Start with an honest audit

Before assigning a single subject to a single hour, spend three days recording how you actually spend your time and when you actually have energy. Most people have two or three genuinely productive blocks per day, often mid-morning and early evening. Guard those blocks for your hardest subjects. Filling a 10 p.m. slot with your weakest topic is planning to fail.

Plan in sessions, not hours

An 'hour of maths' is vague enough to be avoided. A session with a concrete output is much harder to dodge. Compare 'Chemistry, 2 hours' with 'Redo the five mole-concept questions I got wrong last week, without notes.' The second version tells you exactly when you are done and gives you evidence of progress. Aim for sessions of 25 to 50 minutes with short breaks — long enough to get deep, short enough to stay honest.

A useful session template

A session with a warm-up recall, a concrete main task, and an error-log review is hard to fake and easy to measure.
  1. 5 minutes: retrieve last session's material from memory before opening anything.
  2. 30–40 minutes: the main task — practice questions, past papers, or writing summaries from memory.
  3. 5 minutes: check answers, note errors in an error log, and write one line on what to revisit next time.

Weight subjects by return, not by fear or comfort

Students drift toward two traps: over-revising the subject they enjoy (comfortable, low return) or the subject they are panicking about (stressful, sometimes also low return). A better rule is to weight time by where marks are most winnable. A subject where you are scoring 55% usually has more recoverable marks than one where you are at 85% — and the marks come faster. Review the weighting every two weeks as your practice scores change.

Build in slack on purpose

A timetable with every slot filled is fragile: one sick day or surprise assignment breaks the chain, and a broken chain is demoralising. Leave one or two empty catch-up blocks per week. If nothing has slipped, they become bonus rest or extra past-paper time. Plans with slack survive contact with real life; plans without it do not.

Track completion, not hours

At the end of each week, count sessions completed and questions attempted, not hours sat at the desk. Hours measure suffering; outputs measure progress. A simple tally on the wall — sessions planned versus sessions done — gives you an honest picture and a small motivational reward. If you are consistently completing under 70% of planned sessions, the plan is too ambitious: shrink it. A modest plan followed for eight weeks beats a heroic plan followed for four days, every single time.

The night-before rule

Decide each session's task the night before, when you are calm, rather than in the moment, when you are tempted. Waking up already knowing that today's first session is 'Paper 2, Section B, 2019' removes the negotiation that kills most study plans. Discipline is mostly the art of making decisions in advance.

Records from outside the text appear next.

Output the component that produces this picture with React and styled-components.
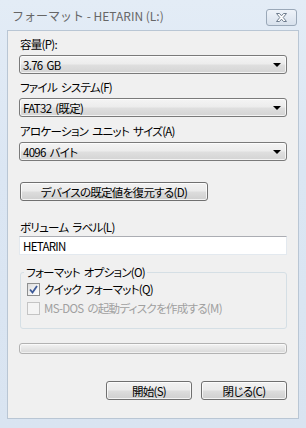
import React from "react";
import styled, { createGlobalStyle } from "styled-components";

const Global = createGlobalStyle`
  html, body { margin: 0; padding: 0; }
  body { width: 306px; height: 428px; overflow: hidden; }
  * { box-sizing: border-box; }
`;

const FONT = `"Noto Sans CJK JP", "Noto Sans", "Liberation Sans", sans-serif`;

const Window = styled.div`
  width: 306px;
  height: 428px;
  display: flex;
  flex-direction: column;
  background: linear-gradient(180deg, #e3ecf6 0%, #dbe6f3 40%, #d9e4f1 100%);
  font-family: ${FONT};
  font-size: 12px;
  color: #000;
`;

const TitleBar = styled.div`
  height: 30px;
  flex: none;
  display: flex;
  align-items: center;
  justify-content: space-between;
  padding: 0 9px 0 12px;
`;

const Title = styled.div`
  font-size: 12px;
  line-height: 14px;
  color: #666;
  margin-top: 2px;
`;

const CloseButton = styled.div`
  width: 31px;
  height: 17px;
  margin-top: 4px;
  border: 1px solid #9aa8b8;
  border-radius: 3px;
  background: linear-gradient(180deg, #eef3f9 0%, #e3eaf3 50%, #d8e1ec 100%);
  display: flex;
  align-items: center;
  justify-content: center;
`;

const Client = styled.div`
  flex: 1;
  margin: 0 7px 9px;
  background: #f0f0f0;
  border: 1px solid #b9c6d4;
  padding: 6px 11px 0;
  display: flex;
  flex-direction: column;
  font-size: 11.5px;
  font-feature-settings: "palt";
  letter-spacing: -0.7px;
  word-spacing: 2px;
`;

const Label = styled.div`
  height: 14px;
  line-height: 14px;
  margin-top: ${(p) => p.$mt || 0}px;
  padding-left: 1px;
  white-space: nowrap;
`;

const Combo = styled.div`
  height: 19px;
  margin-top: ${(p) => p.$mt || 0}px;
  border: 1px solid #7a7a7a;
  border-radius: 3px;
  background: linear-gradient(180deg, #f4f4f4 0%, #ececec 48%, #dfdfdf 52%, #d4d4d4 100%);
  display: flex;
  align-items: center;
  justify-content: space-between;
  padding: 0 5px 0 3px;
  line-height: 14px;
  box-shadow: inset 0 0 0 1px rgba(255, 255, 255, 0.7);
`;

const Arrow = styled.span`
  width: 0;
  height: 0;
  border-left: 4px solid transparent;
  border-right: 4px solid transparent;
  border-top: 4px solid #000;
  margin-top: 1px;
`;

const Button = styled.div`
  width: ${(p) => p.$w}px;
  height: 19px;
  margin-top: ${(p) => p.$mt || 0}px;
  margin-left: ${(p) => p.$ml || 0}px;
  border: 1px solid #707070;
  border-radius: 3px;
  background: linear-gradient(180deg, #f2f2f2 0%, #ebebeb 48%, #dddddd 52%, #cfcfcf 100%);
  box-shadow: inset 0 0 0 1px rgba(255, 255, 255, 0.75);
  display: flex;
  align-items: center;
  justify-content: center;
  line-height: 14px;
  white-space: nowrap;
`;

const TextInput = styled.div`
  height: 19px;
  margin-top: ${(p) => p.$mt || 0}px;
  background: #fff;
  border: 1px solid #e3e9ef;
  border-top-color: #abadb3;
  display: flex;
  align-items: center;
  padding-left: 3px;
  line-height: 14px;
`;

const Group = styled.fieldset`
  margin: 11px 0 0 1px;
  padding: 4px 0 6px 6px;
  border: 1px solid #d5dfe5;
  border-radius: 3px;
  min-width: 0;
  height: 63px;
  display: flex;
  flex-direction: column;
  gap: 6px;
`;

const Legend = styled.legend`
  padding: 0 2px;
  margin-left: -3px;
  line-height: 13px;
`;

const CheckRow = styled.div`
  display: flex;
  align-items: center;
  gap: 4px;
  height: 13px;
  color: ${(p) => (p.$disabled ? "#a0a0a0" : "#000")};
  white-space: nowrap;
  line-height: 13px;
`;

const Box = styled.span`
  width: 13px;
  height: 13px;
  flex: none;
  border: 1px solid ${(p) => (p.$disabled ? "#c4c4c4" : "#8e8f8f")};
  background: ${(p) =>
    p.$disabled
      ? "#f4f4f4"
      : "linear-gradient(135deg, #dcdcdc 0%, #f4f4f4 60%, #fdfdfd 100%)"};
  display: flex;
  align-items: center;
  justify-content: center;
`;

const Progress = styled.div`
  height: 11px;
  margin-top: 14px;
  border: 1px solid #b2b2b2;
  border-radius: 3px;
  background: linear-gradient(180deg, #f3f3f3 0%, #e6e6e6 50%, #d8d8d8 100%);
  box-shadow: inset 0 0 0 1px rgba(255, 255, 255, 0.6);
`;

const ButtonRow = styled.div`
  display: flex;
  justify-content: flex-end;
  gap: 9px;
  margin-top: 27px;
`;

export default function App() {
  return (
    <>
      <Global />
      <Window>
        <TitleBar>
          <Title>フォーマット - HETARIN (L:)</Title>
          <CloseButton>
            <svg width="13" height="11" viewBox="0 0 13 11">
              <path
                d="M1.5 1.5 L4.5 1.5 L6.5 3.8 L8.5 1.5 L11.5 1.5 L8.2 5.5 L11.5 9.5 L8.5 9.5 L6.5 7.2 L4.5 9.5 L1.5 9.5 L4.8 5.5 Z"
                fill="#fff"
                stroke="#6f7d8e"
                strokeWidth="1"
                strokeLinejoin="round"
              />
            </svg>
          </CloseButton>
        </TitleBar>
        <Client>
          <Label>容量(P):</Label>
          <Combo $mt={4}>
            <span>3.76 GB</span>
            <Arrow />
          </Combo>
          <Label $mt={6}>ファイル システム(F)</Label>
          <Combo $mt={4}>
            <span>FAT32 (既定)</span>
            <Arrow />
          </Combo>
          <Label $mt={7}>アロケーション ユニット サイズ(A)</Label>
          <Combo $mt={4}>
            <span>4096 バイト</span>
            <Arrow />
          </Combo>
          <Button $w={188} $mt={21} $ml={1}>
            デバイスの既定値を復元する(D)
          </Button>
          <Label $mt={19}>ボリューム ラベル(L)</Label>
          <TextInput $mt={2}>HETARIN</TextInput>
          <Group>
            <Legend>フォーマット オプション(O)</Legend>
            <CheckRow>
              <Box>
                <svg width="9" height="9" viewBox="0 0 9 9">
                  <path
                    d="M1 4.5 L3.5 7.5 L8 1"
                    fill="none"
                    stroke="#3d5a98"
                    strokeWidth="1.8"
                  />
                </svg>
              </Box>
              クイック フォーマット(Q)
            </CheckRow>
            <CheckRow $disabled>
              <Box $disabled />
              MS-DOS の起動ディスクを作成する(M)
            </CheckRow>
          </Group>
          <Progress />
          <ButtonRow>
            <Button $w={86}>開始(S)</Button>
            <Button $w={86}>閉じる(C)</Button>
          </ButtonRow>
        </Client>
      </Window>
    </>
  );
}
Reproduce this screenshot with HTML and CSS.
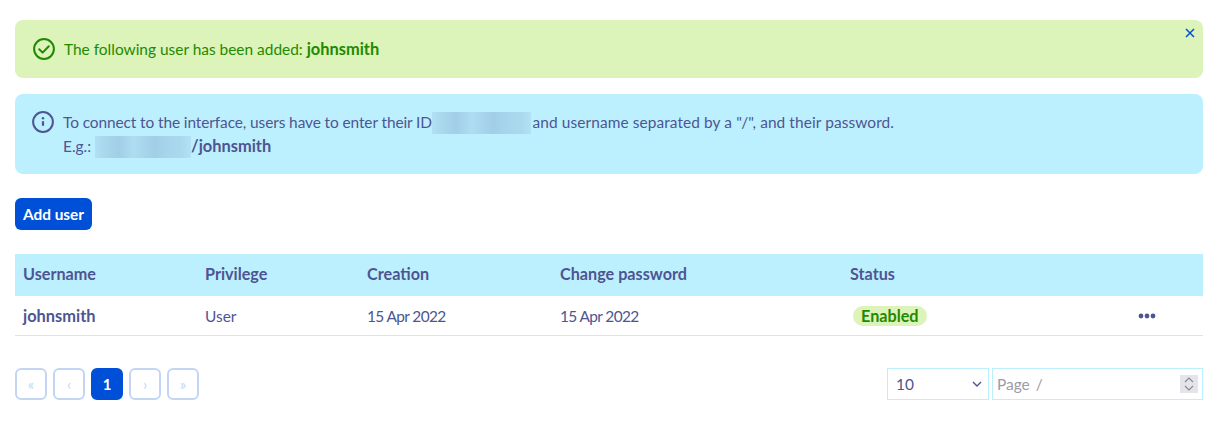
FILE: index.html
```html
<!DOCTYPE html>
<html lang="en">
<head>
<meta charset="utf-8">
<title>Users</title>
<link rel="stylesheet" href="styles.css">
</head>
<body>
<main class="page">
  <section class="alert alert-success">
    <svg class="alert-icon" viewBox="0 0 22 22" width="22" height="22" fill="none" stroke="currentColor" stroke-width="2"><circle cx="11" cy="11" r="9.9"/><path d="M6.2 11.2l3.4 3.4 6.2-6.4" stroke-linecap="round" stroke-linejoin="round"/></svg>
    <p class="alert-text">The following user has been added: <strong>johnsmith</strong></p>
    <button class="alert-close" aria-label="Close"><svg viewBox="0 0 10 10" width="10" height="10" fill="none" stroke="currentColor" stroke-width="1.5"><path d="M1 1l8 8M9 1l-8 8"/></svg></button>
  </section>
  <section class="alert alert-info">
    <svg class="alert-icon" viewBox="0 0 22 22" width="22" height="22" fill="none" stroke="currentColor" stroke-width="2"><circle cx="11" cy="11" r="9.9"/><path d="M11 10.2v4.6" stroke-width="2.2"/><circle cx="11" cy="7.2" r="1.2" fill="currentColor" stroke="none"/></svg>
    <p class="alert-text"><span class="tight">To connect to the interface, users have to enter their ID</span><span class="blur blur-a"></span><span class="loose"> and username separated by a "/", and their password.</span><br>E.g.: <span class="blur blur-b"></span><strong>/johnsmith</strong></p>
  </section>
  <button class="btn-primary">Add user</button>
  <table class="users">
    <thead>
      <tr><th class="c1">Username</th><th class="c2">Privilege</th><th class="c3">Creation</th><th class="c4">Change password</th><th class="c5">Status</th><th></th></tr>
    </thead>
    <tbody>
      <tr>
        <td><strong>johnsmith</strong></td><td>User</td><td class="date">15 Apr 2022</td><td class="date">15 Apr 2022</td>
        <td><span class="badge">Enabled</span></td>
        <td class="actions"><svg viewBox="0 0 18 6" width="18" height="6" fill="currentColor"><circle cx="3" cy="3" r="2.4"/><circle cx="9" cy="3" r="2.4"/><circle cx="15" cy="3" r="2.4"/></svg></td>
      </tr>
    </tbody>
  </table>
  <div class="footer">
    <nav class="pager">
      <span class="page-btn">«</span><span class="page-btn">‹</span><span class="page-btn current">1</span><span class="page-btn">›</span><span class="page-btn">»</span>
    </nav>
    <div class="controls">
      <div class="select"><span>10</span><svg viewBox="0 0 10 6" width="10" height="6" fill="none" stroke="currentColor" stroke-width="1.4"><path d="M1 1l4 4 4-4"/></svg></div>
      <div class="page-input"><span>Page&nbsp; /</span><span class="spinner"><svg viewBox="0 0 18 18" width="18" height="18" fill="none" stroke="#8a8a94" stroke-width="1.2"><path d="M5 7l4-4 4 4M5 11l4 4 4-4"/></svg></span></div>
    </div>
  </div>
</main>
</body>
</html>
```
FILE: styles.css
```css
* { box-sizing: border-box; }
html, body { margin: 0; background: #fff; }
body { font-family: "Lato", "Noto Sans", sans-serif; font-size: 15.45px; line-height: 24px; color: #4d5592; }
.page { padding: 20px 15px; }
p { margin: 0; }
strong { font-size: 16.4px; font-weight: 700; }
.tight { letter-spacing: -0.1px; }
.loose { letter-spacing: 0.09px; }

.alert { display: flex; position: relative; border-radius: 8px; margin-bottom: 16px; }
.alert-icon { flex: none; }
.alert-success { height: 58px; align-items: center; padding: 0 18px; background: #dcf3b9; color: #1f8a00; gap: 9px; }
.alert-info { height: 80px; padding: 16px 17px; background: #bdf0ff; gap: 9px; }
.alert-info .alert-icon { margin-top: 1px; }
.alert-close { position: absolute; top: 8px; right: 8px; border: 0; padding: 0; background: none; color: #0050d7; display: flex; }

.blur { display: inline-block; height: 22px; vertical-align: -6px; background: linear-gradient(90deg, #b0e0f3 0%, #a8d6ec 12%, #a2cfe7 25%, #aedcf1 40%, #a2cfe7 62%, #a8d6ec 78%, #aad9ee 90%, #b2e2f5 100%); }
.blur-a { width: 99px; margin-right: -2.5px; }
.blur-b { width: 96px; }

.btn-primary { display: block; width: 77px; height: 32px; margin: 24px 0; padding: 0; border: 0; border-radius: 6px; background: #0050d7; color: #fff; font: 700 15.4px/32px "Lato", sans-serif; }

.users { width: 100%; border-collapse: separate; border-spacing: 0; table-layout: fixed; }
.users th { height: 42px; padding: 0 8px 2px; background: #bdf0ff; text-align: left; font-size: 16.2px; font-weight: 700; }
.users td { height: 40px; padding: 0 8px; border-bottom: 1px solid #bdf0ff; }
.c1 { width: 182px; }
.c2 { width: 162px; }
.c3 { width: 193px; }
.c4 { width: 290px; }
.c5 { width: 288px; }
.date { letter-spacing: -0.62px; }
.badge { display: inline-block; height: 20px; margin-left: 3px; padding: 0 8px; border-radius: 10px; background: #dcf3b9; color: #1f8a00; font-size: 16.2px; font-weight: 700; line-height: 20px; }
.actions { color: #4d5592; }
.actions svg { display: block; }

.footer { display: flex; justify-content: space-between; margin-top: 32px; }
.pager { display: flex; gap: 6px; }
.page-btn { width: 32px; height: 32px; border: 2px solid #c2d5f4; border-radius: 6px; color: #c2d5f4; text-align: center; line-height: 29px; font-size: 15px; }
.page-btn.current { background: #0050d7; border-color: #0050d7; color: #fff; font-weight: 700; }
.controls { display: flex; gap: 3px; }
.select { display: flex; align-items: center; justify-content: space-between; width: 102px; height: 32px; padding: 0 6px 0 8px; border: 1px solid #bdf0ff; }
.page-input { display: flex; align-items: center; justify-content: space-between; width: 211px; height: 32px; padding: 0 4px 0 4px; border: 1px solid #bdf0ff; color: #9a9ca8; word-spacing: -1px; }
.spinner { display: block; width: 18px; height: 18px; background: #e4e4ea; }
.spinner svg { display: block; }
```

References & further reading
  1. Cepeda, N. J., Pashler, H., Vul, E., Wixted, J. T., & Rohrer, D. (2006). Distributed practice in verbal recall tasks: A review and quantitative synthesis. Psychological Bulletin.
  2. Gollwitzer, P. M. (1999). Implementation intentions: Strong effects of simple plans. American Psychologist.
  3. Dunlosky, J., Rawson, K. A., Marsh, E. J., Nathan, M. J., & Willingham, D. T. (2013). Improving students' learning with effective learning techniques. Psychological Science in the Public Interest.